Write an Indigo molecular structure to a file
Similarly, we can save a molecular structure to a file in either PNG or SVG format.
indigo.setOption("render-output-format", "png")
mol.layout()
renderer.renderToFile(
obj=mol,
filename="/images/indigo/mol.png",
)
Here’s the image in the PNG file:
indigo.setOption("render-output-format", "svg")
mol.layout()
renderer.renderToFile(
obj=mol,
filename="/images/indigo/mol.svg",
)
And the SVG file has the same molecular structure:
Draw a grid of molecules with Indigo Renderer
Often we want to draw a grid of molecular structures to show similarities amongst them, depict the results of a query, etc.
Set up an array of Indigo molecules
First let’s create a list of molecules based on cyclohexane.
names = [
"cyclohexane",
"1-methyl-cyclohexane",
"1,2-dimethyl-cyclohexane",
"1,3-dimethyl-cyclohexane",
"1,4-dimethyl-cyclohexane",
"1,2,3-trimethyl-cyclohexane",
]
In Indigo, we use createArray()
to create an array of molecules to later draw in a grid. Let’s set the property grid-comment
of each molecule to its name so we can later display its name in the drawing grid.

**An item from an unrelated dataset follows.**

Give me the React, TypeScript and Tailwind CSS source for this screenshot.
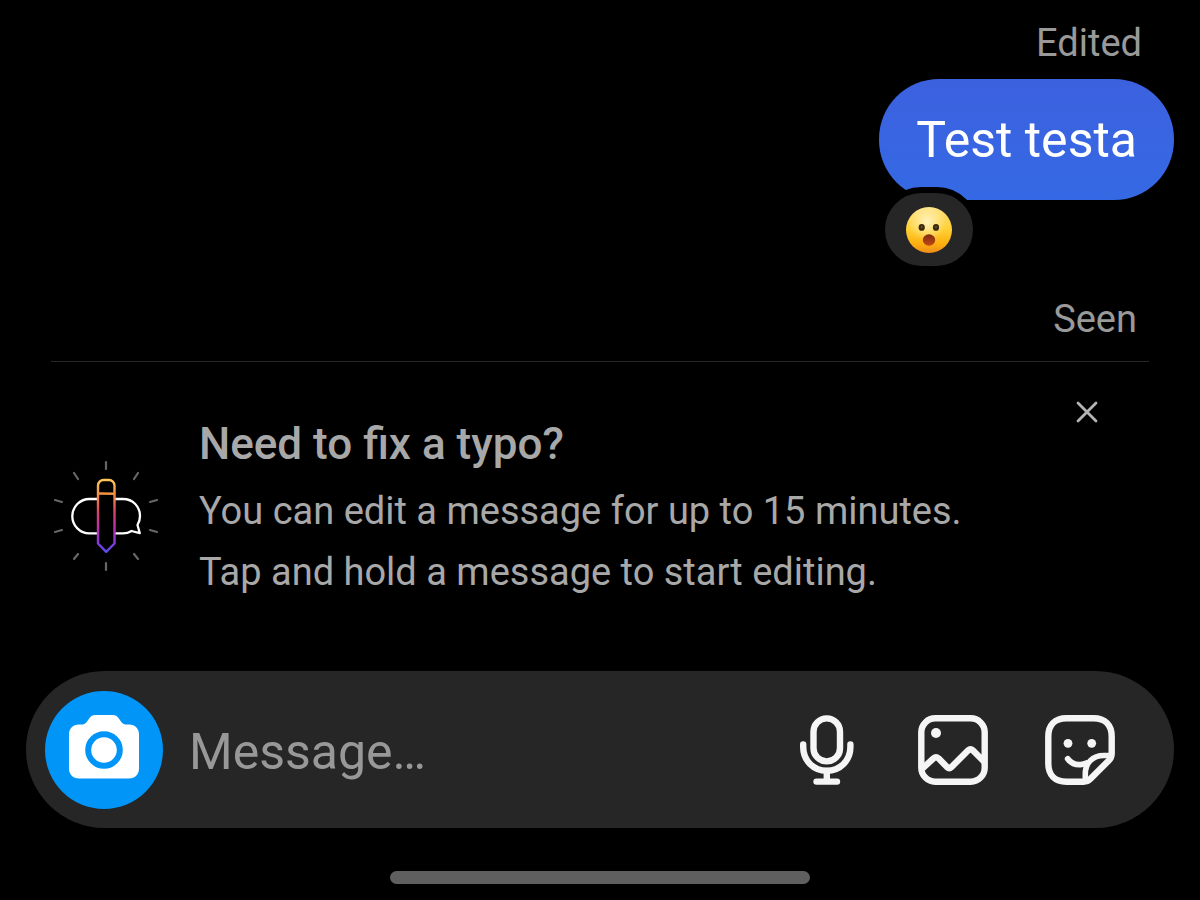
import { useState } from 'react';

const rays = [
  'M53 2V9',
  'M53 103V110',
  'M21 13L25 19',
  'M85 13L81 19',
  'M2 40L9 42',
  'M104 40L97 42',
  'M2 72L9 70',
  'M104 72L97 70',
  'M21 99L25 94',
  'M85 99L81 94',
];

function EditIllustration() {
  return (
    <svg viewBox="0 0 106 112" className="w-[106px] h-[112px] shrink-0" fill="none" aria-hidden="true">
      <defs>
        <linearGradient id="pencil" x1="53" y1="20" x2="53" y2="92" gradientUnits="userSpaceOnUse">
          <stop offset="0" stopColor="#fdc65a" />
          <stop offset="0.22" stopColor="#f58b3e" />
          <stop offset="0.45" stopColor="#dd3f6c" />
          <stop offset="0.7" stopColor="#b82cb4" />
          <stop offset="0.9" stopColor="#7a3de0" />
          <stop offset="1" stopColor="#5b4ce8" />
        </linearGradient>
      </defs>
      <g stroke="#666" strokeWidth="2.200" strokeLinecap="round">
        {rays.map((d) => (
          <path key={d} d={d} />
        ))}
      </g>
      <g stroke="#fff" strokeWidth="2.300" strokeLinejoin="round">
        <path d="M44 39H36.500A17.200 17.200 0 0 0 36.500 73.400H44" />
        <path d="M62 39H70C80 39 87 46.500 87 56C87 59.500 86 62.500 84.500 65L86.800 73.200L78.500 71C76 72.600 73.500 73.400 70 73.400H62" />
      </g>
      <g stroke="url(#pencil)" strokeWidth="2.400" strokeLinejoin="round">
        <path d="M45 83.500V25.500A5.500 5.500 0 0 1 50.500 20H56A5.500 5.500 0 0 1 61.500 25.500V83.500L53.200 91.800Z" />
        <path d="M45 33.500L61.500 33.700" />
      </g>
    </svg>
  );
}

function SurprisedFace() {
  return (
    <svg viewBox="0 0 46 46" className="w-[46px] h-[46px]" aria-hidden="true">
      <defs>
        <linearGradient id="face" x1="23" y1="0" x2="23" y2="46" gradientUnits="userSpaceOnUse">
          <stop offset="0" stopColor="#ffe07a" />
          <stop offset="0.5" stopColor="#ffcf33" />
          <stop offset="0.8" stopColor="#fdb010" />
          <stop offset="1" stopColor="#f08c1c" />
        </linearGradient>
        <radialGradient id="shine" cx="21" cy="15" r="19" gradientUnits="userSpaceOnUse">
          <stop offset="0" stopColor="#fff6c8" stopOpacity="0.9" />
          <stop offset="1" stopColor="#fff6c8" stopOpacity="0" />
        </radialGradient>
        <linearGradient id="mouth" x1="23" y1="27" x2="23" y2="39" gradientUnits="userSpaceOnUse">
          <stop offset="0" stopColor="#7c2a0c" />
          <stop offset="1" stopColor="#c4481c" />
        </linearGradient>
      </defs>
      <circle cx="23" cy="23" r="23" fill="url(#face)" />
      <circle cx="23" cy="23" r="23" fill="url(#shine)" />
      <ellipse cx="15.700" cy="20.400" rx="3.100" ry="3.400" fill="#3c2a10" />
      <ellipse cx="30" cy="20.400" rx="3.100" ry="3.400" fill="#3c2a10" />
      <circle cx="15.700" cy="20" r="0.800" fill="#8f7444" />
      <circle cx="30" cy="20" r="0.800" fill="#8f7444" />
      <ellipse cx="23" cy="33" rx="6.200" ry="5.800" fill="url(#mouth)" />
    </svg>
  );
}

function CameraIcon() {
  return (
    <svg viewBox="0 0 70 64" className="w-[70px] h-16" aria-hidden="true">
      <path
        d="M26 0H44C46.500 0 48 1 49.500 3L52 6.500C53.500 8.800 55.500 9.600 58 9.600H60C66 9.600 70 13.500 70 19.500V53.500C70 59.500 66 63.500 60 63.500H10C4 63.500 0 59.500 0 53.500V19.500C0 13.500 4 9.600 10 9.600H12C14.500 9.600 16.500 8.800 18 6.500L20.500 3C22 1 23.500 0 26 0Z"
        fill="#fff"
      />
      <circle cx="35" cy="35" r="15.800" fill="#fff" stroke="#0095f6" strokeWidth="6" />
    </svg>
  );
}

function MicIcon() {
  return (
    <svg viewBox="0 0 54 70" className="w-[54px] h-[70px]" fill="none" stroke="currentColor" strokeWidth="6.400" strokeLinecap="round" aria-hidden="true">
      <rect x="13.500" y="3.400" width="26.500" height="43" rx="13.250" />
      <path d="M3.200 29.500V32C3.200 45.500 13.500 55.800 26.800 55.800S50.400 45.500 50.400 32V29.500" />
      <path d="M26.800 56V66.500M16.500 66.600H37" />
    </svg>
  );
}

function GalleryIcon() {
  return (
    <svg viewBox="0 0 70 70" className="w-[70px] h-[70px]" fill="none" stroke="currentColor" strokeWidth="6.400" strokeLinejoin="round" aria-hidden="true">
      <rect x="3.300" y="3.300" width="63.400" height="63.400" rx="14" />
      <path d="M4 54L15.500 43.300C17 42 19 42 20.500 43.300L29.500 52.500C30.500 53.500 32 53.500 33 52.500L50 35.500C51.500 34.200 53.500 34.200 55 35.500L66.500 47" />
      <circle cx="18" cy="18" r="5" fill="currentColor" stroke="none" />
    </svg>
  );
}

function StickerIcon() {
  return (
    <svg viewBox="0 0 70 70" className="w-[70px] h-[70px]" fill="none" stroke="currentColor" strokeWidth="6.400" strokeLinecap="round" strokeLinejoin="round" aria-hidden="true">
      <path d="M66.700 38.500V21.500C66.700 10 60 3.300 48.500 3.300H21.500C10 3.300 3.300 10 3.300 21.500V48.500C3.300 60 10 66.700 21.500 66.700H38.500C41.500 66.700 43.500 65.800 45.500 63.800L63.800 45.500C65.800 43.500 66.700 41.500 66.700 38.500Z" />
      <path d="M65.500 40.500H59C47.500 40.500 40.300 48 40.300 59V65.500" strokeWidth="5.600" />
      <path d="M22.700 43.800C26 48.300 30.500 50 35.500 49.600C38 49.400 40 48.800 41.500 48" strokeWidth="5.800" />
      <circle cx="23" cy="28.300" r="4.400" fill="currentColor" stroke="none" />
      <circle cx="46.700" cy="28.300" r="4.400" fill="currentColor" stroke="none" />
    </svg>
  );
}

export default function App() {
  const [message, setMessage] = useState('');
  const [showTip, setShowTip] = useState(true);

  return (
    <div className="min-h-screen bg-black flex flex-col font-[Roboto,sans-serif] text-[#a8a8a8]">
      {/* Conversation */}
      <main className="flex flex-col items-end pt-5 px-[26px]">
        <p className="text-[38px] leading-[46px] pr-8 text-[#999]">Edited</p>
        <div className="relative mt-[13px]">
          <p className="rounded-[60px] bg-linear-to-b from-[#3c61df] to-[#3569e4] px-[37px] pt-[31px] pb-[29px] text-[50px] leading-[61px] text-white whitespace-nowrap">
            Test testa
          </p>
          <button
            aria-label="Surprised reaction"
            className="absolute left-0 top-[108px] w-[100px] h-[85px] rounded-full border-6 border-black bg-[#262626] flex items-center justify-center cursor-pointer"
          >
            <SurprisedFace />
          </button>
        </div>
        <p className="text-[38px] leading-[46px] pr-[37px] mt-24 text-[#999]">Seen</p>
      </main>

      {/* Edit tip */}
      {showTip && (
        <section className="mt-[19px] mx-[51px] border-t border-[#262626] pt-[52px] flex items-start gap-10 pl-[2px]">
          <div className="pt-[46px]">
            <EditIllustration />
          </div>
          <div className="flex-1">
            <h2 className="text-[44px] leading-[61px] font-medium">Need to fix a typo?</h2>
            <p className="text-[38px] leading-[61px] mt-[6px]">
              You can edit a message for up to 15 minutes.
              <br />
              Tap and hold a message to start editing.
            </p>
          </div>
          <button
            aria-label="Close"
            onClick={() => setShowTip(false)}
            className="w-12 h-12 -mt-[26px] mr-[38px] flex items-center justify-center cursor-pointer"
          >
            <svg viewBox="0 0 22 22" className="w-[22px] h-[22px]" fill="none" stroke="#b4b4b4" strokeWidth="2.800" strokeLinecap="round">
              <path d="M2 2L20 20M20 2L2 20" />
            </svg>
          </button>
        </section>
      )}

      {/* Composer */}
      <footer className="mt-auto px-[26px] pb-4">
        <div className="rounded-full bg-[#262626] h-[157px] pl-[19px] pr-[59px] flex items-center">
          <button aria-label="Camera" className="w-[118px] h-[118px] pb-[6px] shrink-0 rounded-full bg-[#0095f6] flex items-center justify-center cursor-pointer">
            <CameraIcon />
          </button>
          <input
            type="text"
            aria-label="Message"
            placeholder="Message…"
            value={message}
            onChange={(e) => setMessage(e.target.value)}
            className="flex-1 min-w-0 ml-[26px] pt-[6px] bg-transparent text-[50px] leading-[61px] text-white placeholder:text-[#989898] outline-none"
          />
          <div className="flex items-center text-[#f5f5f5]">
            <button aria-label="Voice message" className="cursor-pointer">
              <MicIcon />
            </button>
            <button aria-label="Gallery" className="ml-16 cursor-pointer">
              <GalleryIcon />
            </button>
            <button aria-label="Stickers" className="ml-[57px] cursor-pointer">
              <StickerIcon />
            </button>
          </div>
        </div>
        <div className="mx-auto mt-[43px] w-[420px] h-[13px] rounded-full bg-[#5f5f5f]" />
      </footer>
    </div>
  );
}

array = indigo.createArray()
for n in names:
this_mol = indigo.nameToStructure(n)
this_mol.layout()
this_mol.setProperty("grid-comment", n)
array.arrayAdd(this_mol)
In the options below, title
refers to the label under each molecule in the grid. The title will be the molecule’s name because that’s what we previously set grid-comment
to. Again, the granular ability to set specific layout properties, such as vertical and horizontal spacing, is nice.
# Set the label under each molecule
indigo.setOption("render-grid-title-property", "grid-comment")
# Set the vertical offset of the label under each molecule
indigo.setOption("render-grid-title-offset", "15")
# Set the spacing between grid cells as horizontal and vertical pixels
indigo.setOption("render-grid-margins", "70, 70")
Display a grid of Indigo molecular structures in the notebook as a PNG
Now we can draw a grid of molecules using renderGridToBuffer
. We pass the array
of molecules as the objects
parameter. Similar to the RDKit, we can specify the number of columns, here with ncolumns
. The parameter refatoms
can be used to align structures to have the same orientation, though the code below doesn’t set it to anything.
indigo.setOption("render-output-format", "png")
img_grid_png = renderer.renderGridToBuffer(
objects=array,
refatoms=None,
ncolumns=3,
)
display(Image(img_grid_png))
Display a grid of Indigo molecular structures in the notebook as an SVG
The output from this has been intermittently problematic: the molecular structures have come out distorted, perhaps due to some issue with writing or displaying the SVG format. The SVG format specifies graphical elements and their locations, which has the advantages of vector graphics but this possible issue. On the other hand, PNG is a raster-graphics format where the image is specified as a grid of pixels, so it’s not surprising that it doesn’t have the same issue.
indigo.setOption("render-output-format", "svg")
img_grid = renderer.renderGridToBuffer(
objects=array,
refatoms=None,
ncolumns=3,
)
display(SVG(img_grid))
Write a grid of Indigo molecules to an image file
Both PNG and SVG formats are possible.
indigo.setOption("render-output-format", "png")
renderer.renderGridToFile(
objects=array,
refatoms=None,
ncolumns=3,
filename="/images/indigo/structures.png",
)
Here’s the image in the PNG file:
indigo.setOption("render-output-format", "svg")
renderer.renderGridToFile(
objects=array,
refatoms=None,
ncolumns=3,
filename="/images/indigo/structures.svg",
)
Here’s the image in the SVG file:
Another resource
You can find other examples of how to use Indigo at Chemistry Toolkit Rosetta Wiki, which has code examples for common operations in cheminformatics toolkits such as Indigo, RDKit, CDK, OpenBabel, OpenEye, CACTVS, Cinfony, and Chemkit. The page Depict a compound as an image is relevant to the goal of this post.